I shout, “We’re in indigenous mind now!”
After admiring our collective handiwork for a time, I sense we are finished and begin to drum to end our time together. It is beginning to get dark. Suddenly, I am inspired to drum into the spiral. I run to the spiral’s opening near the lakeshore in semi-theatrical style and begin to walk in the spiral’s open space, circling toward the center. The group falls in right behind to the beat of the drum. As we come to the place where the lightening bolt crosses our path, I spontaneously exclaim “First Threshold!” and jump over it. Chris, Tom and Gloria follow in turn. As we arrive further into the spiral where the lightening bolt crosses our path again, a great gust of wind comes up. I have to lean with all my might, drumming harder and exhorting loudly “Second Threshold!” Right behind me, Chris steps over and then is blown back! She determinedly steps over the threshold again, and Tom and Gloria follow in suite.
Then we are all huddled in the very center. What next? Drumming faster, we shoot out from the center of the spiral, along the path of the lightening bolt, into the clouds . . . and, as Tom remarks, coming out from the lake, we’re now at the beginning again. In clouds, pregnant with rain.

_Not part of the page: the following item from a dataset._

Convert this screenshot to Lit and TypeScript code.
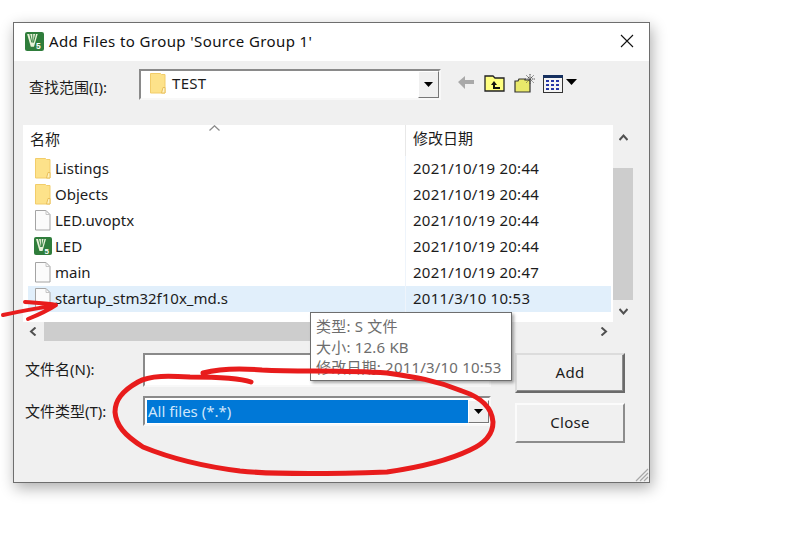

The four of us are laughing and hugging like children. I see open, shining faces, lit up with joy and hope. Something new has been born in our co-creation, though it cannot be given words. Our actions were unchoreographed yet synchronized. I felt myself in some altered state—deeply connected, to earth and to this small tribe of people who cared so deeply for our planet. Spirals, lighting, Navaho clouds, tributes in sacred movement to the setting sun had come out of us, naturally and beautifully. Our indigenous souls were opened and expressed that evening. What deep liberation!
Lights are coming on at the Kennecott smokestack and the city beyond. The wind is howling. It has blown away our belongings that we had set on the sand. Most of them we recover. We walk slowly together back to our cars, bid each other good night, and drive away toward home.